*OBJECTIVE*.
Set out each line from the following listing that includes the word "styled".

*RECORDED DATA*.
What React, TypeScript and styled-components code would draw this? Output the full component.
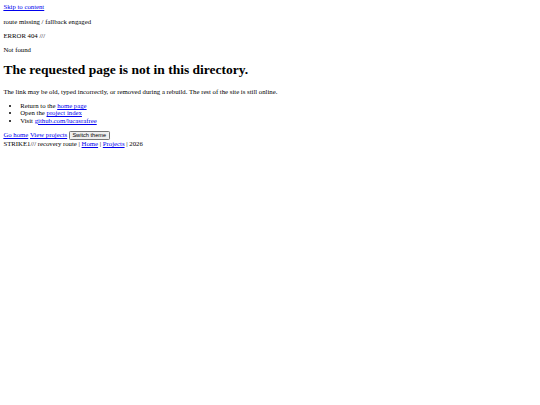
import styled, { createGlobalStyle } from "styled-components";

// screenshot is a 1280px page shrunk to 540px, so every default size is scaled by this
const S = 540 / 1280;
const px = (n: number) => `${(n * S).toFixed(3)}px`;

const GlobalStyle = createGlobalStyle`
  html, body {
    background: #ffffff;
  }
  body {
    margin: ${px(8)};
    font-family: "Liberation Serif", "Times New Roman", serif;
    font-size: ${px(16)};
    line-height: ${px(17.6)};
    color: #000000;
  }
  a {
    color: #0000ee;
    text-decoration: underline;
  }
`;

const SkipLink = styled.a``;

const Line = styled.p`
  margin: 1em 0;
`;

const Title = styled.h1`
  font-size: 2em;
  line-height: ${px(39)};
  font-weight: bold;
  margin: 0.67em 0;
`;

const Steps = styled.ul`
  margin: 1em 0;
  padding-left: ${px(40)};
  list-style: disc;
`;

const Actions = styled.div``;

const Button = styled.button`
  font-family: "Liberation Sans", Arial, sans-serif;
  font-size: ${px(13.333)};
  line-height: ${px(15)};
  padding: ${px(1)} ${px(6)};
  margin: 0;
  background: #efefef;
  color: #000000;
  border: 1px solid #767676;
  border-radius: ${px(3)};
  vertical-align: baseline;
`;

const Footer = styled.footer``;

export default function App() {
  return (
    <>
      <GlobalStyle />
      <SkipLink href="#main">Skip to content</SkipLink>
      <Line>route missing / fallback engaged</Line>
      <Line>ERROR 404 ///</Line>
      <Line>Not found</Line>
      <main id="main">
        <Title>The requested page is not in this directory.</Title>
        <Line>
          The link may be old, typed incorrectly, or removed during a rebuild. The rest of the site is still
          online.
        </Line>
        <Steps>
          <li>
            Return to the <a href="#">home page</a>
          </li>
          <li>
            Open the <a href="#">project index</a>
          </li>
          <li>
            Visit <a href="#">github.com/lucasrafree</a>
          </li>
        </Steps>
        <Actions>
          <a href="#">Go home</a> <a href="#">View projects</a> <Button type="button">Switch theme</Button>
        </Actions>
      </main>
      <Footer>
        STRIKE1/// recovery route | <a href="#">Home</a> | <a href="#">Projects</a> | 2026
      </Footer>
    </>
  );
}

*ANSWER BELOW*.
What React, TypeScript and styled-components code would draw this? Output the full component.
import styled, { createGlobalStyle } from "styled-components";
const SkipLink = styled.a``;
const Line = styled.p`
const Title = styled.h1`
const Steps = styled.ul`
const Actions = styled.div``;
const Button = styled.button`
const Footer = styled.footer``;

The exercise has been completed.